| SUPPLIED ENTRIES |
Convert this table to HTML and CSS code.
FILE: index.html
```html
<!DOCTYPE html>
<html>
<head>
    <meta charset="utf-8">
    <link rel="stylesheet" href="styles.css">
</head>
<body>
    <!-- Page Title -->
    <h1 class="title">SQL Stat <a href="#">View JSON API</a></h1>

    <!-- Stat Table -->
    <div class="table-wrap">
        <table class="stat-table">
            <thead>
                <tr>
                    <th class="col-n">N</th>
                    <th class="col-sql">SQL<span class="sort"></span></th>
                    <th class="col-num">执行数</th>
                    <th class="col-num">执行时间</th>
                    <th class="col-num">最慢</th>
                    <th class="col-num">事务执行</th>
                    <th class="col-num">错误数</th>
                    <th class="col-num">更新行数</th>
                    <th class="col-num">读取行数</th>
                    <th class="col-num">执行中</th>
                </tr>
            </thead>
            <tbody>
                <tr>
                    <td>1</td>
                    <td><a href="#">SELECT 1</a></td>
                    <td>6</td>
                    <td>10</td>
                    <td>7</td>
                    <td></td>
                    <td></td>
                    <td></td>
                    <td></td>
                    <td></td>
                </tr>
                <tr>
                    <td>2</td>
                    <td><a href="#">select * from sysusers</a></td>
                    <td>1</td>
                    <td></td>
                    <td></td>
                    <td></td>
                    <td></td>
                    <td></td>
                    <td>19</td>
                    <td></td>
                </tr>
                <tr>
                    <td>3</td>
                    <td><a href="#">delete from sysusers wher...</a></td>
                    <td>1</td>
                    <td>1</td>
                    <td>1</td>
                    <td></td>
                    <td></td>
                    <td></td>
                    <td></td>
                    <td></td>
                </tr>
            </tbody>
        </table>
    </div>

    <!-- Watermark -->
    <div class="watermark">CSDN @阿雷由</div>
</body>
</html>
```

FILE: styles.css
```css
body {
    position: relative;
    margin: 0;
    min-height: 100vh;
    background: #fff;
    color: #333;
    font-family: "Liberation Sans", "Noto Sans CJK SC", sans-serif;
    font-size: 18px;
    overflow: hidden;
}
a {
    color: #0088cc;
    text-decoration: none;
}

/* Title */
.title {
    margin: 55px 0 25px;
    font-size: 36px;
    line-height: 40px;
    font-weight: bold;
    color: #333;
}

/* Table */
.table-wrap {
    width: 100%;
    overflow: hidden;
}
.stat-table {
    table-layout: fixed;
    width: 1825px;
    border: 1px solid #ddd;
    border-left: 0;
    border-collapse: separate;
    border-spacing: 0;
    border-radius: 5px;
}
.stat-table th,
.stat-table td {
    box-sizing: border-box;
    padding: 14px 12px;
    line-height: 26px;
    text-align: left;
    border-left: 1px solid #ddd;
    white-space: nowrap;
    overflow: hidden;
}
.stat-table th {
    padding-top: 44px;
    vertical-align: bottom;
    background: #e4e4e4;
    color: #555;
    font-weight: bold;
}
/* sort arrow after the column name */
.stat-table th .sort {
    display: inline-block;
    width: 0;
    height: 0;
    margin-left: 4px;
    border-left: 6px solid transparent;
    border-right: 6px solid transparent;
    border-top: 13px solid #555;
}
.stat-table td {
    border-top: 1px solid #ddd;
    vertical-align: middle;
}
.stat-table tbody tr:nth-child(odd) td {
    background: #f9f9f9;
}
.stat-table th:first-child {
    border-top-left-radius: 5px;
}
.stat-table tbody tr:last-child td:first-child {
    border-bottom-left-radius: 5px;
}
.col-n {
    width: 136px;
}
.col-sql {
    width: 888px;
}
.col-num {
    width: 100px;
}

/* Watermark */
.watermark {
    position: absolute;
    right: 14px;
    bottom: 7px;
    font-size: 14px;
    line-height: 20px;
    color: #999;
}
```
* * *
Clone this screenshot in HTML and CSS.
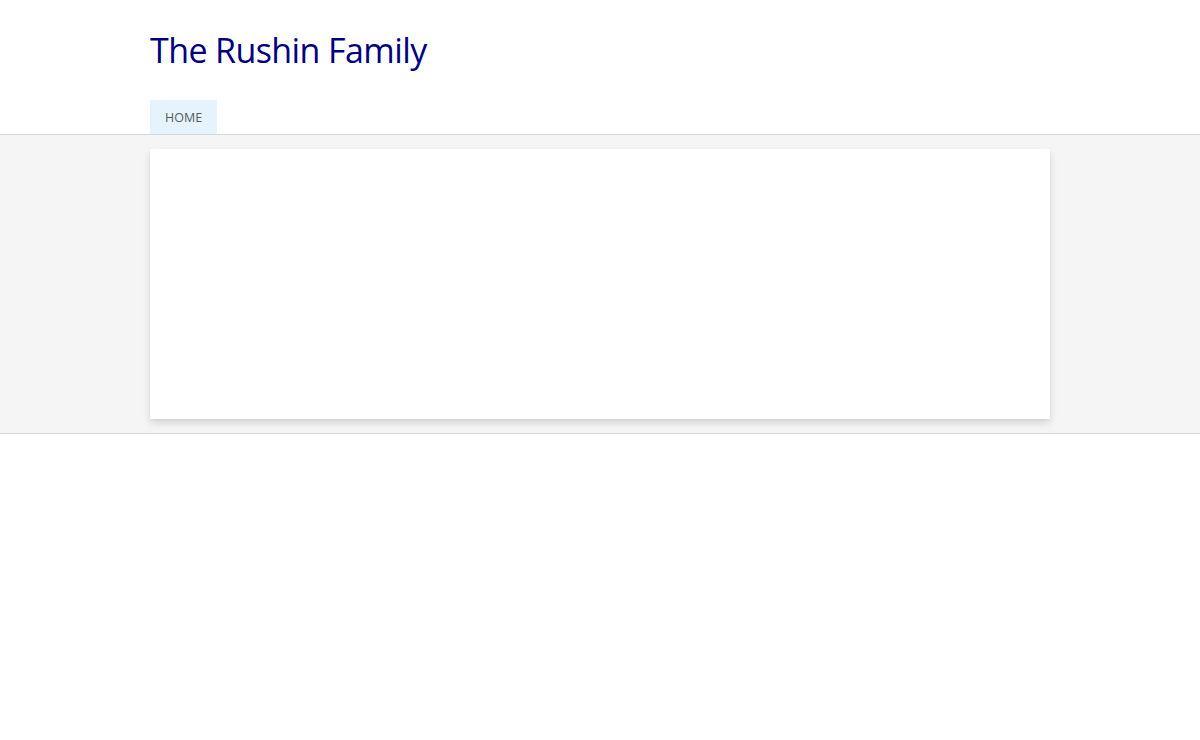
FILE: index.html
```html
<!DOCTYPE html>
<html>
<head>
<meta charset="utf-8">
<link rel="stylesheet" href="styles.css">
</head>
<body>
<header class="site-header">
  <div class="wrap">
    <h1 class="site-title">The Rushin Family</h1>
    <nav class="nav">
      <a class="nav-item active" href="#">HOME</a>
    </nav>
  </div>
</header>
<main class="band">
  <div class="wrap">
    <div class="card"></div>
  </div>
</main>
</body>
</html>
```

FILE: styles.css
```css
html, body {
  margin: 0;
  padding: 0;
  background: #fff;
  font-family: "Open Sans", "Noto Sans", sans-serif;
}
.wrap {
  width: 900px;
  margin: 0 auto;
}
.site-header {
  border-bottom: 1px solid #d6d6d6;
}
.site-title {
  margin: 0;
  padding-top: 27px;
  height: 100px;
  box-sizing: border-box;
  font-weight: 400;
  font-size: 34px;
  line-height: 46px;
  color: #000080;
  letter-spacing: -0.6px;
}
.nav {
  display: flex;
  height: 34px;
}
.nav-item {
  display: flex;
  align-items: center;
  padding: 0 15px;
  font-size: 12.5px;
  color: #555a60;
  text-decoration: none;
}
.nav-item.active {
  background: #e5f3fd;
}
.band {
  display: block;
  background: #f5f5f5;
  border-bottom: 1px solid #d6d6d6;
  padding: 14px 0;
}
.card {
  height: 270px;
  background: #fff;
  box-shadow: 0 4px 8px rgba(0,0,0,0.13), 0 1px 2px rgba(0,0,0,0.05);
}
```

| WRITTEN TASK |
Look through the data and gather every line with the string "this" in it.

| THE SOLUTION |
Convert this table to HTML and CSS code.
Clone this screenshot in HTML and CSS.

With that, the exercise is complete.